GIVEN INSTRUCTION: Check every line below for the word "index" and copy each one that has it.

________________________________________

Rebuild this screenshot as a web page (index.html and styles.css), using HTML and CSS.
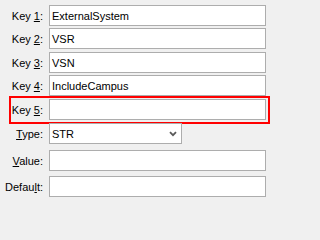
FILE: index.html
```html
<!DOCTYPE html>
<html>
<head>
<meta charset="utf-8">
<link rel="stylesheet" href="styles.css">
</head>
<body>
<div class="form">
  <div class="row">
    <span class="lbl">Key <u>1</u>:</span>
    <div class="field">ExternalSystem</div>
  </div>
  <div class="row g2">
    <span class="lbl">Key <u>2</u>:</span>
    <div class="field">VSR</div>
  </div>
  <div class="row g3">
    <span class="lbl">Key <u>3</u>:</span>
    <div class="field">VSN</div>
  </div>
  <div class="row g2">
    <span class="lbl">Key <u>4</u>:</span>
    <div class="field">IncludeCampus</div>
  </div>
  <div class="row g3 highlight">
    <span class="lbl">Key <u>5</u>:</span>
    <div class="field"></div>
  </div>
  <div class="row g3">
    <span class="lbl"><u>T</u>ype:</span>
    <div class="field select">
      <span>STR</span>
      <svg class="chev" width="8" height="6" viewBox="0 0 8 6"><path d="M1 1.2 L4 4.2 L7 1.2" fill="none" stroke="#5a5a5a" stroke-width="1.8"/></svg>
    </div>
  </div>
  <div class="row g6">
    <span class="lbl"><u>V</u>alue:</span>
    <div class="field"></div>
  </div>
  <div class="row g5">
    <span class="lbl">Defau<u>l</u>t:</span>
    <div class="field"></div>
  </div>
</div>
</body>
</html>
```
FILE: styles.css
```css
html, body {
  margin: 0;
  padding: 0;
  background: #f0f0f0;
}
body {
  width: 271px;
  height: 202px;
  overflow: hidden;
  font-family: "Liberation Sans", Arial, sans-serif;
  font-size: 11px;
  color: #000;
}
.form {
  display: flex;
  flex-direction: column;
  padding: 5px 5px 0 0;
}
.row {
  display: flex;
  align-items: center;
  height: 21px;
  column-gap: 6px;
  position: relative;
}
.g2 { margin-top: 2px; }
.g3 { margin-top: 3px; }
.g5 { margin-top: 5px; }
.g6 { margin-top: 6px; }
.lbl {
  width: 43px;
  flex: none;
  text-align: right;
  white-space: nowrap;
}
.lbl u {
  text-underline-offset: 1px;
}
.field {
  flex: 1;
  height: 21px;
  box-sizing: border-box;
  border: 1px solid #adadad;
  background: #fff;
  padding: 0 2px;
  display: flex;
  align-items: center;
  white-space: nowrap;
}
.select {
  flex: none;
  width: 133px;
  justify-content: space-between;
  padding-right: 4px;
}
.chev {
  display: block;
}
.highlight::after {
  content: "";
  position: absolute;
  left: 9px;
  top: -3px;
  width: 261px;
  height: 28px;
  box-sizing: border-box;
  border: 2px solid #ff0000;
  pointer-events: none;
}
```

________________________________________

OUTPUT OF THE EXERCISE:
Rebuild this screenshot as a web page (index.html and styles.css), using HTML and CSS.
FILE: index.html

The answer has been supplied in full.